17th May 2013 | International Solidarity Movement | Asira Al-Qibliyyah, Occupied Palestine

Team Nablus

Asira girls dabkah

The event ended in a Palestinian dabkah performance by a local girls dabkah group, celebrating culture and proving that Palestinian history has not been forgotten.

A new women’s center in Asira Al-Qibliyyah hosted an event for women and children in commemoration of the 65th anniversary of the Nakba, or “catastrophe.”

Local women and children watched a short video of a Palestinian woman from Al-Kahlil (Hebron) speaking about defending her home and remaining on her land despite threats and great incentives to leave.  She lives in Tel Rumeida, an area that has been densely populated with illegal Israeli settlements, but has held onto her land for her right to be there.

A Palestinian artist also spoke to the women and children, speaking about the Nabka and leading a discussion with the women on how they believed the story was remembered today. He also spoke about and showed some of his work as part of a group that paints symbols of resistance and remembrance on walls around Palestine, including the apartheid wall.

 

The founder of the women’s center says that about eighty percent of the people living in Asira are refugees from 1948 Palestine.

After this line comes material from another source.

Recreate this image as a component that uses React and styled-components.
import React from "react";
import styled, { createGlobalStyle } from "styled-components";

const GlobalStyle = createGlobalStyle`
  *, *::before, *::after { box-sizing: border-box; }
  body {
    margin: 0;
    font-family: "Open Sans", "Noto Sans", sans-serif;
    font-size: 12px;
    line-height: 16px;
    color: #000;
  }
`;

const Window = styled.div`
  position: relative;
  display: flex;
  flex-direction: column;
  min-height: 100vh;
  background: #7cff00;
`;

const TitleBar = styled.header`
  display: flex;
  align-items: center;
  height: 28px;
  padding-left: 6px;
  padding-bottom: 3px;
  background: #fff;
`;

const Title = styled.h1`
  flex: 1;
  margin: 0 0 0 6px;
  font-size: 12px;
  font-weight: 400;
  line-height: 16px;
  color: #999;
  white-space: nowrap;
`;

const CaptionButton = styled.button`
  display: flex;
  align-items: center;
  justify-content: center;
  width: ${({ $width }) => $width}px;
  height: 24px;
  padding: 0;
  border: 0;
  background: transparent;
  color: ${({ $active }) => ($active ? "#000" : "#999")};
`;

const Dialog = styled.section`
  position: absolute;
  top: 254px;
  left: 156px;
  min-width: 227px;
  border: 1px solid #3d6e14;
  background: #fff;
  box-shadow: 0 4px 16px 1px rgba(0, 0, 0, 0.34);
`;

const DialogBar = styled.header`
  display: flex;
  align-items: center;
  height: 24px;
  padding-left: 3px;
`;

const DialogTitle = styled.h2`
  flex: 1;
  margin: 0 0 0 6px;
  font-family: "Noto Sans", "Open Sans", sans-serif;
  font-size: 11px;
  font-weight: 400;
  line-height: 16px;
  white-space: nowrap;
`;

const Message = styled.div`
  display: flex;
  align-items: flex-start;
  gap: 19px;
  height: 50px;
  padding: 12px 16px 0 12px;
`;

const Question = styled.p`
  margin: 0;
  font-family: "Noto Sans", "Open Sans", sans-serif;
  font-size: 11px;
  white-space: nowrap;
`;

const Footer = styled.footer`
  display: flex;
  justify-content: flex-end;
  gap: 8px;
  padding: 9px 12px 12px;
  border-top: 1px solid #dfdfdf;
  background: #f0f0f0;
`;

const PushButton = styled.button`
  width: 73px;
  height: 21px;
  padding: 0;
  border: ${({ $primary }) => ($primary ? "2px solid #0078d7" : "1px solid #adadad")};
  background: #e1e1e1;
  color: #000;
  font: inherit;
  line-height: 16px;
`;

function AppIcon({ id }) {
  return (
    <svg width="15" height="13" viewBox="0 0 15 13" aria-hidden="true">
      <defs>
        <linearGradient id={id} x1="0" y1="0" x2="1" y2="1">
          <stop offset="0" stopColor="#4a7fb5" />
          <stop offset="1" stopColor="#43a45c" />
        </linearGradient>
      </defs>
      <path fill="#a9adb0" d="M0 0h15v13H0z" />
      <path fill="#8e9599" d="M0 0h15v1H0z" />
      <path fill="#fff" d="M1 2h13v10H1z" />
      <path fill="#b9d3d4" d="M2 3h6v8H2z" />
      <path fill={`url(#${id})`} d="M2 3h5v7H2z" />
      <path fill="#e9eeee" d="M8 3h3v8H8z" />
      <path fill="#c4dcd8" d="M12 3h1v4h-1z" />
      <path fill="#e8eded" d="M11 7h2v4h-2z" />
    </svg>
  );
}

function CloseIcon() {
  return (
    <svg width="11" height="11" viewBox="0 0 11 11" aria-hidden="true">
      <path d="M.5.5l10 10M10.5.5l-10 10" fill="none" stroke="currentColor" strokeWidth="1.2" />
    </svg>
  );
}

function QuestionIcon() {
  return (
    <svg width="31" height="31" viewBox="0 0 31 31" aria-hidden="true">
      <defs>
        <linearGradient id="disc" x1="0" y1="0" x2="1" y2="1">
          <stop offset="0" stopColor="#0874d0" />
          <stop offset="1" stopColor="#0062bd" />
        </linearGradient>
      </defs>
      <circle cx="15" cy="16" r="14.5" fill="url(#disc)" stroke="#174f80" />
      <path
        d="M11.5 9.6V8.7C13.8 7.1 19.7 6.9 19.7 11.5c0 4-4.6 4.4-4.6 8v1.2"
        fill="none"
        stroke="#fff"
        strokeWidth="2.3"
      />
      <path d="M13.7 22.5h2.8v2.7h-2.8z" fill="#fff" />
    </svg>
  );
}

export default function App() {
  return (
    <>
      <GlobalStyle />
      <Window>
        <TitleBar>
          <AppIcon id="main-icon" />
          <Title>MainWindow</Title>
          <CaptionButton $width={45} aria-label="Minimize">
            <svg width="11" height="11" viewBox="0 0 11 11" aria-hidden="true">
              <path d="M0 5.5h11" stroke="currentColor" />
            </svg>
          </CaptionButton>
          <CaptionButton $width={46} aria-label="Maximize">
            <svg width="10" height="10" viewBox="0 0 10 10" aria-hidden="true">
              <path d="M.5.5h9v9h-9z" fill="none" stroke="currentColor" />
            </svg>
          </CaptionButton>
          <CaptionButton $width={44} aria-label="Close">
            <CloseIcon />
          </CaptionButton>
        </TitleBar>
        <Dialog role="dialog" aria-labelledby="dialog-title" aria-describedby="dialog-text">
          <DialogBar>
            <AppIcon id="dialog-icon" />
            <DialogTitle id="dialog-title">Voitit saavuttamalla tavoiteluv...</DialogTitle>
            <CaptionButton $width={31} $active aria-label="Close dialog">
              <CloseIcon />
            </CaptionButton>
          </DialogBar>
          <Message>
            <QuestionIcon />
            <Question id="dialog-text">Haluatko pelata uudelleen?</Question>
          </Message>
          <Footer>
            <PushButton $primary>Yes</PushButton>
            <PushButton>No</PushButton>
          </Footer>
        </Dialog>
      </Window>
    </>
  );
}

The women recalled memories of their families’ displacements and each woman named her village of origin (prior to the Nakba).

“There were women there that I felt were so strong because of the stories they had and remembered,” the artist leading the discussion said. He heard from widows and encouraged that some of the strength in the past of women was in knowledge of the displacement and the Nakba, and the strength of their children by their mother teaching about those topics.

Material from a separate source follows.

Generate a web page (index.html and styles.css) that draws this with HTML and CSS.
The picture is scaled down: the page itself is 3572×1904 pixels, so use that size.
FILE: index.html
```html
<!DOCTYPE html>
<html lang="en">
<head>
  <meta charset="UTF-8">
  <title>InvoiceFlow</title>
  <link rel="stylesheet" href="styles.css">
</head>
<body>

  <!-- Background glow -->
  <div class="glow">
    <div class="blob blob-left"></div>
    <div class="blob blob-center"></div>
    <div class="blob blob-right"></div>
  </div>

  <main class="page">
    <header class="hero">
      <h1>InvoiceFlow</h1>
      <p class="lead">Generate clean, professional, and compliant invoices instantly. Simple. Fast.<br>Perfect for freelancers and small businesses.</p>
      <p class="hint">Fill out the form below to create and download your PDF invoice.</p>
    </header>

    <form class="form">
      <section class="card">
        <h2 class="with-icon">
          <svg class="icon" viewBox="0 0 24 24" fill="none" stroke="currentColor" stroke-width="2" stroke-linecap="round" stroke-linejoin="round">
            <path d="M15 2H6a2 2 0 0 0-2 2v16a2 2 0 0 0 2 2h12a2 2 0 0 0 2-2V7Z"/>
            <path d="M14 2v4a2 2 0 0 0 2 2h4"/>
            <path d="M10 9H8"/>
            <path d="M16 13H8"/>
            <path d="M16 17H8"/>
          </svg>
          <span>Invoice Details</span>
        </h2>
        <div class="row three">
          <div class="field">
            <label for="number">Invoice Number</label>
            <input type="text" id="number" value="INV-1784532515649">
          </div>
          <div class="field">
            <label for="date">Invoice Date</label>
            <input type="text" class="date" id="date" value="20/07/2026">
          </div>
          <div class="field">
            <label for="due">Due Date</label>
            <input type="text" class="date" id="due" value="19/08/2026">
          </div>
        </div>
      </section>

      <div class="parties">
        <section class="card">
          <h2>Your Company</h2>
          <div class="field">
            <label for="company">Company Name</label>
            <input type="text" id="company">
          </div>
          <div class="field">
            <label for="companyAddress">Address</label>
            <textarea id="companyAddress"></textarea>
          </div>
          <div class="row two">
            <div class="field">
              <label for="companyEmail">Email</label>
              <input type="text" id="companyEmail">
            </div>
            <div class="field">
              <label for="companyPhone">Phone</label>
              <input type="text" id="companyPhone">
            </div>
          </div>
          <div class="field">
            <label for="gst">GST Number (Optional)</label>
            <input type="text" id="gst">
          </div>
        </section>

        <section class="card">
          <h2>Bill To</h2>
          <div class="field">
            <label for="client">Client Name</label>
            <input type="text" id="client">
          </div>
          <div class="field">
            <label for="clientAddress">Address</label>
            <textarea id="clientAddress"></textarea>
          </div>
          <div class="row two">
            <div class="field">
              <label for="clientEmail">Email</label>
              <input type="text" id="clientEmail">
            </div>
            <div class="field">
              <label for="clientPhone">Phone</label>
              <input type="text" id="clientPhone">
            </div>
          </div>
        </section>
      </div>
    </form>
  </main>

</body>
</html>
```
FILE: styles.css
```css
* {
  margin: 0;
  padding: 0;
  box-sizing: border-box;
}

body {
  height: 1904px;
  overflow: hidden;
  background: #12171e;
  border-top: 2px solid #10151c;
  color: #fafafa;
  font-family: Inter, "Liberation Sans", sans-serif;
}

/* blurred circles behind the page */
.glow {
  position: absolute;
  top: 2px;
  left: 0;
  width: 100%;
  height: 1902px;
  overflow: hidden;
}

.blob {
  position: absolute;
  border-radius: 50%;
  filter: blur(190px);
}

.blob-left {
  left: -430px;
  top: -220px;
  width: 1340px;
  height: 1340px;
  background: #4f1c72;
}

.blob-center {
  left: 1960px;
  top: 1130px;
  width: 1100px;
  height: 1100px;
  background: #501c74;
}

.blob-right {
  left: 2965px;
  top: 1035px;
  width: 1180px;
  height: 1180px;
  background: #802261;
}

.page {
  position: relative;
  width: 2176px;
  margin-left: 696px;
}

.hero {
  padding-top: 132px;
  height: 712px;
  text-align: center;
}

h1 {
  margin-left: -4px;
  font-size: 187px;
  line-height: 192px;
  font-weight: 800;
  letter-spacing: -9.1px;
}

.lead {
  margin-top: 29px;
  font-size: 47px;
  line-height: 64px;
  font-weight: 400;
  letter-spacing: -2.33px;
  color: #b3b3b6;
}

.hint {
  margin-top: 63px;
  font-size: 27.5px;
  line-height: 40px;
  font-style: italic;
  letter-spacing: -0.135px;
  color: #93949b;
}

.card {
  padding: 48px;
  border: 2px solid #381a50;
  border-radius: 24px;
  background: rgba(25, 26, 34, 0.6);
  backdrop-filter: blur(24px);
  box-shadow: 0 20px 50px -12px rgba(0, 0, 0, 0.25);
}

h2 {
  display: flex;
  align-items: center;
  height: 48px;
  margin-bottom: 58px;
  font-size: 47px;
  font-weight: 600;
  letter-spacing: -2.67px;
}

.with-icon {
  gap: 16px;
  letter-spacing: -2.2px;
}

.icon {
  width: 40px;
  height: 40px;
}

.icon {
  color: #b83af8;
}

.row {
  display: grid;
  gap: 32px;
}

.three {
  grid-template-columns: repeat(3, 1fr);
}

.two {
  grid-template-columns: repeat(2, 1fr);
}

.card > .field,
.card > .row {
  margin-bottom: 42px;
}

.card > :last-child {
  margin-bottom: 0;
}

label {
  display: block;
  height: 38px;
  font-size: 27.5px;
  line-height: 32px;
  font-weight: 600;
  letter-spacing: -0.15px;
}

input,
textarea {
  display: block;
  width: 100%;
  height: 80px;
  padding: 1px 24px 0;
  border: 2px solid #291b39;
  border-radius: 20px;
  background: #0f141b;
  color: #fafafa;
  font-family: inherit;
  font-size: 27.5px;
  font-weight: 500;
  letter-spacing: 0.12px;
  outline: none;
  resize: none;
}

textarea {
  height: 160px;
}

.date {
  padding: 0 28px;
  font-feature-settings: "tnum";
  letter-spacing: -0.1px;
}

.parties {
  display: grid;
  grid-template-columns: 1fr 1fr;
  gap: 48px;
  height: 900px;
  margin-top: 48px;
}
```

Many local children attended and solidarity activists joined them to create homemade kites inspired by the quote that “Do you know children in Palestine fly kites to prove that they are still free?” by Andrea Gibson.

A local young girls’ dabkah group closed the event with a Palestinian dabkah step-dance performance. The women center aims to host future programs designed specifically for children in addition to their programs for local women.